Adaptive Multiquadratic Radial Basis Function-based Explicit Runge--Kutta Methods

TL;DR

This paper introduces an adaptive multiquadratic RBF-based explicit Runge--Kutta method that achieves higher convergence order and improved accuracy over classical methods through parameter optimization and stability analysis.

Contribution

It develops a novel adaptive RBF-based explicit RK method with optimized parameters for enhanced convergence and accuracy, validated by stability analysis and numerical comparisons.

Findings

Higher order of convergence achieved

Improved accuracy over classical RK methods

Numerical examples validate superiority

Abstract

Runge--Kutta (RK) methods are widely used techniques for solving a class of initial value problems. In this article, we introduce an adaptive multiquadratic (MQ) radial basis function (RBF)-based method to develop enhanced explicit RK methods. These methods achieve a higher order of convergence than the corresponding classical RK methods.

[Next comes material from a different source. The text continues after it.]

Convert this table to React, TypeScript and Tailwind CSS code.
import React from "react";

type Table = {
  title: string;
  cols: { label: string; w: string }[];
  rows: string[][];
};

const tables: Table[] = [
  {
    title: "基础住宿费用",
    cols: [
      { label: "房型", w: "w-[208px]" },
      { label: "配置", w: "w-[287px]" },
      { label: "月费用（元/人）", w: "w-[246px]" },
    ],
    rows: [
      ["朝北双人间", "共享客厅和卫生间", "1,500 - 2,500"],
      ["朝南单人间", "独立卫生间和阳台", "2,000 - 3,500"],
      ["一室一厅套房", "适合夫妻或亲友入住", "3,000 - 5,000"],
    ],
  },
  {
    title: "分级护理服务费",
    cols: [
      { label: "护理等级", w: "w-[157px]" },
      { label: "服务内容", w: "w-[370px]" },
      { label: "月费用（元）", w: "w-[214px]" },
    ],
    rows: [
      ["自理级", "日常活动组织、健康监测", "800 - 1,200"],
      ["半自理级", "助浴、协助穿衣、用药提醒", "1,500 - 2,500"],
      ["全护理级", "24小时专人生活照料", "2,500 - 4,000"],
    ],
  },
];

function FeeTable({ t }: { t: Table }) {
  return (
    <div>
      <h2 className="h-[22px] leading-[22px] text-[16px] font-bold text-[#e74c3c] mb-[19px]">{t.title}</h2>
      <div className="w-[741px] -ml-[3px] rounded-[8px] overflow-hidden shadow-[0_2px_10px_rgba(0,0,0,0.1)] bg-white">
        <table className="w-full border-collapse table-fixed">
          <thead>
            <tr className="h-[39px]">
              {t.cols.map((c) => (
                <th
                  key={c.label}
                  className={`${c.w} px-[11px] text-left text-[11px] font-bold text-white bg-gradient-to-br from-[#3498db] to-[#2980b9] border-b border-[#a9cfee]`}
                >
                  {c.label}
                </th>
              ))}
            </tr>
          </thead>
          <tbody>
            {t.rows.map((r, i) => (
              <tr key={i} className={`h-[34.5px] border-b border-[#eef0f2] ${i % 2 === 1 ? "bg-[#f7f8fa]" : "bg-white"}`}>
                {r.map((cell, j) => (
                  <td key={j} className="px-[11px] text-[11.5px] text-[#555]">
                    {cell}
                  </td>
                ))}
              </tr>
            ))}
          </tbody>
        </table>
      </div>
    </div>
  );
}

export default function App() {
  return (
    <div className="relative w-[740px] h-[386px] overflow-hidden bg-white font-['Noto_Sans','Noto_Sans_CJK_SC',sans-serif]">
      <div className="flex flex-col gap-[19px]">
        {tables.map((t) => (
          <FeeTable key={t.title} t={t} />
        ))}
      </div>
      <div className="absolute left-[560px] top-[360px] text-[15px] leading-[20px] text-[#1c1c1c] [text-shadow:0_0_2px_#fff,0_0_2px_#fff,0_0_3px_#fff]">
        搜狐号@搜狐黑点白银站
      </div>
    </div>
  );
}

To improve the local convergence of the numerical solution, we optimize the free parameters (shape functions) involved in the RBFs by forcing the local truncation errors to vanish. We also present a convergence and stability analysis of the proposed methods. To demonstrate the advantages of these methods in terms of accuracy and convergence, we consider several numerical examples and compare the performance of our methods with that of the classical RK methods. The Tables and Figures presented in this article clearly validate the superiority of the proposed methods.